- _Aim_
Scan the material that follows. Copy every line containing the word "React".

■ ■ ■ ■

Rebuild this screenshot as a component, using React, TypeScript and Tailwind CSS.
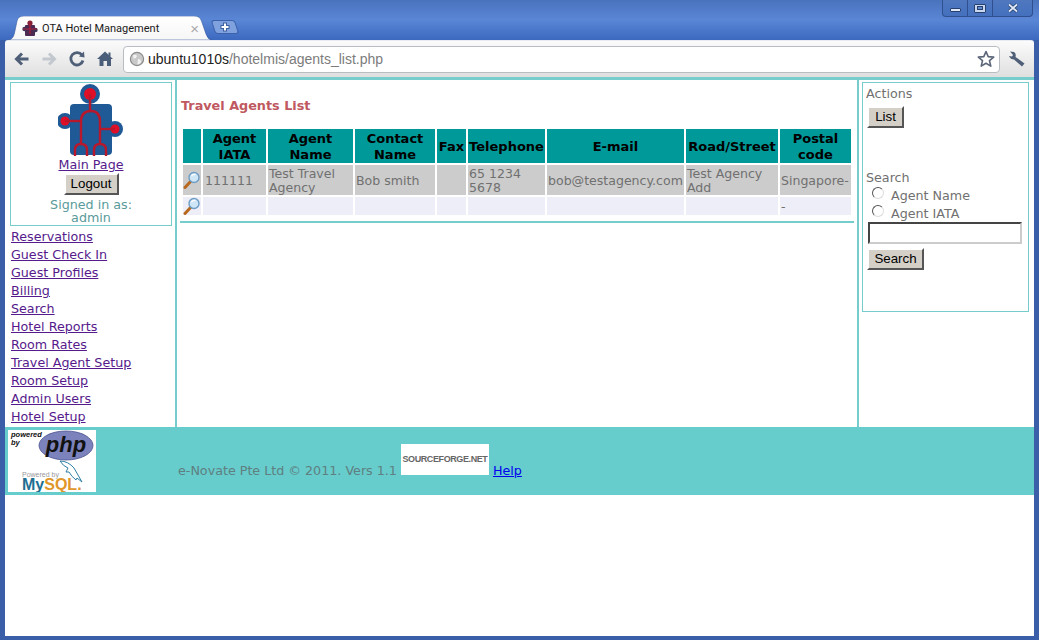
import React from 'react';

const navLinks = [
  'Reservations',
  'Guest Check In',
  'Guest Profiles',
  'Billing',
  'Search',
  'Hotel Reports',
  'Room Rates',
  'Travel Agent Setup',
  'Room Setup',
  'Admin Users',
  'Hotel Setup',
];

const Lens = () => (
  <svg width="18" height="18" viewBox="0 0 18 18" className="block">
    <path d="M8 10 L2 16.5" stroke="#b8691f" strokeWidth="3" strokeLinecap="round" />
    <circle cx="11" cy="6.5" r="5" fill="#cfe6f7" stroke="#6d9cc4" strokeWidth="1.4" />
    <path d="M8.5 5 Q10 3 12.5 3.5" stroke="#fff" strokeWidth="1.3" fill="none" />
  </svg>
);

const Logo = () => (
  <svg width="66" height="73" viewBox="0 0 66 73" className="block">
    <rect x="12" y="20" width="42" height="51" rx="4" fill="#1f5a96" />
    <circle cx="32" cy="10" r="10" fill="#1f5a96" />
    <circle cx="7" cy="37" r="8" fill="#1f5a96" />
    <circle cx="57" cy="45" r="8" fill="#1f5a96" />
    <circle cx="32" cy="10" r="6" fill="#e00f27" />
    <circle cx="7" cy="37" r="4.5" fill="#e00f27" />
    <circle cx="57" cy="45" r="4.5" fill="#e00f27" />
    <g stroke="#b8182c" strokeWidth="2.4" fill="none">
      <path d="M32 10 V26" />
      <path d="M7 37 L24 37" />
      <path d="M42 45 L57 45" />
      <path d="M23 60 V38 Q23 27 33 27 Q42 27 42 38 V60" />
      <path d="M17 72 V66 Q17 60 23 60 Q29 60 29 66 V72" />
      <path d="M36 72 V66 Q36 60 42 60 Q48 60 48 66 V72" />
    </g>
  </svg>
);

const TabIcon = () => (
  <svg width="16" height="17" viewBox="0 0 16 17" className="block shrink-0">
    <rect x="3" y="5" width="10" height="11" rx="1" fill="#4a2a50" />
    <circle cx="8" cy="3" r="2.6" fill="#8a2035" />
    <circle cx="2.5" cy="9" r="2.2" fill="#3e3358" />
    <circle cx="13.5" cy="10" r="2.2" fill="#3e3358" />
    <path d="M1 9 H15 M8 4 V14" stroke="#b01c38" strokeWidth="1.2" />
  </svg>
);

const WinButtons = () => (
  <div className="absolute right-[6px] top-0 flex h-[17px] w-[91px] rounded-b-[4px] border border-t-0 border-[#2f4f8f] bg-gradient-to-b from-[#4f78c0] to-[#4470bd]">
    <div className="flex w-[25px] items-center justify-center border-r border-[#2f4f8f]">
      <div className="mt-[4px] h-[4px] w-[11px] rounded-[1px] border border-[#26406f] bg-[#dfe8f6]" />
    </div>
    <div className="flex w-[25px] items-center justify-center border-r border-[#2f4f8f]">
      <div className="flex h-[9px] w-[12px] items-center justify-center rounded-[1px] border border-[#26406f] bg-[#c9d8ef]">
        <div className="h-[4px] w-[6px] border border-[#26406f] bg-[#5f88cf]" />
      </div>
    </div>
    <div className="flex flex-1 items-center justify-center">
      <svg width="12" height="10" viewBox="0 0 12 10">
        <path d="M2 1.5 L10 8.5 M10 1.5 L2 8.5" stroke="#26406f" strokeWidth="3.4" />
        <path d="M2 1.5 L10 8.5 M10 1.5 L2 8.5" stroke="#dfe8f6" strokeWidth="1.8" />
      </svg>
    </div>
  </div>
);

const TitleBar = () => (
  <div className="relative flex h-[40px] items-end bg-gradient-to-b from-[#4a73bd] via-[#5a86d6] to-[#3c69bf] pl-[8px]">
    <WinButtons />
    <div className="relative flex h-[24px] w-[204px] items-center pl-[14px] pr-[14px]">
      <svg width="204" height="24" viewBox="0 0 204 24" className="absolute left-0 top-0">
        <defs>
          <linearGradient id="tabFill" x1="0" y1="0" x2="0" y2="1">
            <stop offset="0" stopColor="#ffffff" />
            <stop offset="1" stopColor="#f6f6f6" />
          </linearGradient>
        </defs>
        <path
          d="M0 24 Q5 24 6.5 17 L9 5 Q10 0 16 0 H186 Q192 0 193.5 5 L198 18 Q200 24 204 24 Z"
          fill="url(#tabFill)"
          stroke="#3459a0"
          strokeWidth="0.6"
        />
      </svg>
      <div className="relative"><TabIcon /></div>
      <span className="relative ml-[4px] mt-[2px] font-['Roboto',sans-serif] text-[11px] text-[#1a1a1a]">OTA Hotel Management</span>
      <span className="relative ml-auto mr-[-1px] font-['Liberation_Sans',sans-serif] text-[15px] leading-none text-[#a9a9a9]">×</span>
    </div>
    <div className="mb-[6px] ml-[1px] flex h-[14px] w-[24px] items-center justify-center rounded-[3px] border border-[#3b62ab] bg-[#7fa2de] [transform:skewX(18deg)]">
      <svg width="12" height="12" viewBox="0 0 12 12" className="[transform:skewX(-18deg)]">
        <path d="M6 1.5 V10.5 M1.5 6 H10.5" stroke="#3b5f9f" strokeWidth="4" />
        <path d="M6 2.5 V9.5 M2.5 6 H9.5" stroke="#ffffff" strokeWidth="2" />
      </svg>
    </div>
  </div>
);

const Toolbar = () => (
  <div className="flex h-[37px] items-center rounded-t-[3px] border-t border-[#e8ecf2] bg-gradient-to-b from-[#fbfbfb] to-[#dfdfdf] pl-[8px]">
    <svg width="18" height="18" viewBox="0 0 18 18">
      <path d="M15.5 9 H4 M9 3.5 L3.5 9 L9 14.5" stroke="#4f5f78" strokeWidth="3" fill="none" />
    </svg>
    <svg width="18" height="18" viewBox="0 0 18 18" className="ml-[9px]">
      <path d="M2.5 9 H14 M9 3.5 L14.5 9 L9 14.5" stroke="#c3c8cf" strokeWidth="3" fill="none" />
    </svg>
    <svg width="18" height="18" viewBox="0 0 18 18" className="ml-[10px]">
      <path d="M14 5 A6.2 6.2 0 1 0 15 10.5" stroke="#4f5f78" strokeWidth="2.8" fill="none" />
      <path d="M11 6.5 L16.5 7.5 L16 1.5 Z" fill="#4f5f78" />
    </svg>
    <svg width="18" height="18" viewBox="0 0 18 18" className="ml-[10px]">
      <path d="M9 1.5 L17 9 L15 9 V16 H11 V11 H7.5 V16 H3.5 V9 L1 9 Z" fill="#4a5e7a" />
      <rect x="12.5" y="2.5" width="2" height="4" fill="#4a5e7a" />
    </svg>
    <div className="ml-[9px] flex h-[27px] w-[877px] items-center rounded-[4px] border border-[#b9bcc2] bg-white pl-[5px] pr-[4px]">
      <svg width="16" height="16" viewBox="0 0 16 16" className="shrink-0">
        <circle cx="8" cy="8" r="6.6" fill="#c9c9c9" stroke="#8c8c8c" strokeWidth="1.2" />
        <path d="M4 4 Q7 3 8 5 Q7 8 4.5 7.5 Z M9 8 Q12 8 12 11 Q10 14 8.5 13 Z" fill="#f2f2f2" />
      </svg>
      <span className="ml-[3px] font-['Liberation_Sans',sans-serif] text-[14px] text-[#222]">
        ubuntu1010s<span className="text-[#7c7c7c]">/hotelmis/agents_list.php</span>
      </span>
      <svg width="18" height="18" viewBox="0 0 18 18" className="ml-auto shrink-0">
        <path d="M9 1.5 L11.2 6.6 L16.7 7.1 L12.5 10.7 L13.8 16.1 L9 13.3 L4.2 16.1 L5.5 10.7 L1.3 7.1 L6.8 6.6 Z" fill="#fff" stroke="#5b6678" strokeWidth="1.6" strokeLinejoin="round" />
      </svg>
    </div>
    <svg width="18" height="18" viewBox="0 0 18 18" className="ml-[8px]">
      <path d="M2 1.5 L6 2 Q8.5 3.5 7.5 7 L16.5 13.5 L14 16.5 L6 9.5 Q2.5 9.5 1 6 L4 6.5 L5 5 Z" fill="#4f5f78" />
    </svg>
  </div>
);

const Btn = ({ label, className }: { label: string; className: string }) => (
  <button
    className={`block border-2 border-t-white border-l-white border-r-[#555] border-b-[#555] bg-[#d4d0c8] font-['Liberation_Sans',sans-serif] text-[13.33px] leading-none text-black ${className}`}
  >
    {label}
  </button>
);

const Sidebar = () => (
  <div className="w-[170px] shrink-0 pl-[5px] pt-[2px]">
    <div className="flex h-[144px] w-[162px] flex-col items-center border border-[#77cccc] pt-[1px]">
      <Logo />
      <a className="text-[12.7px] leading-[15px] text-[#551a8b] underline">Main Page</a>
      <Btn label="Logout" className="mt-[1px] h-[22px] w-[55px]" />
      <div className="mt-[3px] text-center text-[12.7px] leading-[13px] text-[#5a9a9a]">
        Signed in as:
        <br />
        admin
      </div>
    </div>
    <div className="mt-[2px] flex flex-col pl-[1px]">
      {navLinks.map((l) => (
        <a key={l} className="h-[18px] text-[12.7px] leading-[18px] text-[#551a8b] underline">
          {l}
        </a>
      ))}
    </div>
  </div>
);

const thClass = 'bg-[#009999] p-0 pt-[1px] text-center align-middle text-[13px] font-bold leading-[16px] text-black';
const tdClass = 'p-0 pl-[1px] pt-[1px] align-middle text-[12.55px] leading-[14px] text-[#707070]';
const tdWide = 'p-0 pl-[2px] pt-[1px] align-middle text-[12.55px] leading-[14px] text-[#707070]';

const AgentTable = () => (
  <table className="ml-[4px] w-[672px] table-fixed border-separate border-spacing-[2px]">
    <colgroup>
      <col className="w-[18px]" />
      <col className="w-[63px]" />
      <col className="w-[85px]" />
      <col className="w-[80px]" />
      <col className="w-[29px]" />
      <col className="w-[77px]" />
      <col className="w-[137px]" />
      <col className="w-[92px]" />
      <col className="w-[71px]" />
    </colgroup>
    <thead>
      <tr className="h-[34px]">
        <th className={thClass}></th>
        <th className={thClass}>Agent<br />IATA</th>
        <th className={thClass}>Agent<br />Name</th>
        <th className={thClass}>Contact<br />Name</th>
        <th className={thClass}>Fax</th>
        <th className={thClass}>Telephone</th>
        <th className={thClass}>E-mail</th>
        <th className={thClass}>Road/Street</th>
        <th className={thClass}>Postal<br />code</th>
      </tr>
    </thead>
    <tbody>
      <tr className="h-[30px] bg-[#cccccc]">
        <td className="bg-[#cccccc] p-0"><Lens /></td>
        <td className={tdWide}>111111</td>
        <td className={tdClass}>Test Travel<br />Agency</td>
        <td className={tdClass}>Bob smith</td>
        <td className={tdClass}></td>
        <td className={tdClass}>65 1234<br />5678</td>
        <td className={tdClass}>bob@testagency.com</td>
        <td className={tdClass}>Test Agency<br />Add</td>
        <td className={tdClass}>Singapore-</td>
      </tr>
      <tr className="h-[18px] bg-[#eeeef8]">
        <td className="bg-[#eeeef8] p-0"><Lens /></td>
        <td className={tdClass}></td>
        <td className={tdClass}></td>
        <td className={tdClass}></td>
        <td className={tdClass}></td>
        <td className={tdClass}></td>
        <td className={tdClass}></td>
        <td className={tdClass}></td>
        <td className={tdClass}>-</td>
      </tr>
    </tbody>
  </table>
);

const Actions = () => (
  <div className="w-[174px] shrink-0 pl-[3px] pt-[2px]">
    <div className="h-[230px] w-[167px] border border-[#77cccc] pl-[3px] text-[12.7px] text-[#707070]">
      <div className="mt-[3px] leading-[15px]">Actions</div>
      <Btn label="List" className="ml-[1px] mt-[5px] h-[22px] w-[37px]" />
      <div className="mt-[42px] leading-[15px]">Search</div>
      <label className="ml-[6px] mt-[2px] flex h-[18px] items-center">
        <span className="mt-[-7px] h-[12px] w-[12px] rounded-full border border-t-[#555] border-l-[#555] border-r-[#ddd] border-b-[#ddd] bg-white" />
        <span className="ml-[7px]">Agent Name</span>
      </label>
      <label className="ml-[6px] flex h-[18px] items-center">
        <span className="mt-[-7px] h-[12px] w-[12px] rounded-full border border-t-[#555] border-l-[#555] border-r-[#ddd] border-b-[#ddd] bg-white" />
        <span className="ml-[7px]">Agent IATA</span>
      </label>
      <div className="ml-[2px] mt-[-1px] h-[22px] w-[154px] border-2 border-t-[#444] border-l-[#444] border-r-[#ccc] border-b-[#ccc] bg-white" />
      <Btn label="Search" className="ml-[1px] mt-[4px] h-[22px] w-[57px]" />
    </div>
  </div>
);

const Badges = () => (
  <div className="relative h-[62px] w-[88px] shrink-0 bg-white">
    <svg width="88" height="62" viewBox="0 0 88 62" className="absolute left-0 top-0">
      <ellipse cx="58" cy="15.5" rx="27" ry="14.5" fill="#7b82bc" stroke="#4e5490" strokeWidth="0.8" />
      <text x="58" y="22" textAnchor="middle" fontFamily="Liberation Sans, sans-serif" fontStyle="italic" fontWeight="700" fontSize="22" fill="#111">php</text>
      <text x="3" y="7" fontFamily="Liberation Sans, sans-serif" fontStyle="italic" fontWeight="700" fontSize="7.5" fill="#111">powered</text>
      <text x="3" y="15" fontFamily="Liberation Sans, sans-serif" fontStyle="italic" fontWeight="700" fontSize="7.5" fill="#111">by</text>
      <text x="14" y="47" fontFamily="Liberation Sans, sans-serif" fontSize="7" fill="#999">Powered by</text>
      <text x="14" y="60" fontFamily="Liberation Sans, sans-serif" fontWeight="700" fontSize="16" fill="#1f6f92">My<tspan fill="#e0962a">SQL.</tspan></text>
      <path d="M52 31 Q60 31 66 38 Q70 45 74 52 L69 48 L68 50 Q63 46 61 42 L58 42 L60 38 Q55 36 52 31 Z" fill="#fff" stroke="#2f7ea6" strokeWidth="1" />
    </svg>
  </div>
);

export default function App() {
  return (
    <div className="flex h-[640px] w-[1039px] flex-col overflow-hidden bg-[#3a5fa8] font-['DejaVu_Sans',sans-serif]">
      <TitleBar />
      <div className="flex flex-1 flex-col px-[5px] pb-[4px]">
        <Toolbar />
        <div className="flex flex-1 flex-col bg-white">
          <div className="flex h-[350px] border-t-[3px] border-[#77cccc]">
            <Sidebar />
            <div className="w-[684px] shrink-0 border-x-2 border-[#77cccc]">
              <h2 className="ml-[4px] mt-[18px] text-[12.8px] font-bold leading-[15px] text-[#c0585f]">Travel Agents List</h2>
              <div className="mt-[14px]"><AgentTable /></div>
              <div className="ml-[3px] mt-[4px] h-[2px] w-[674px] bg-[#77cccc]" />
            </div>
            <Actions />
          </div>
          <div className="flex h-[68px] items-start bg-[#66cccc] pl-[3px] pt-[3px]">
            <Badges />
            <span className="ml-[82px] mt-[33px] text-[12.7px] leading-[15px] text-[#5f7f80]">e-Novate Pte Ltd © 2011. Vers 1.1</span>
            <div className="ml-[4px] mt-[14px] flex h-[31px] w-[88px] items-center justify-center bg-white font-['Liberation_Sans',sans-serif] text-[9px] font-bold tracking-[-0.4px] text-[#666]">
              SOURCEFORGE.NET
            </div>
            <a className="ml-[4px] mt-[33px] text-[12.7px] leading-[15px] text-[#0000ee] underline">Help</a>
          </div>
        </div>
      </div>
    </div>
  );
}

■ ■ ■ ■

- _Answer_
Rebuild this screenshot as a component, using React, TypeScript and Tailwind CSS.
import React from 'react';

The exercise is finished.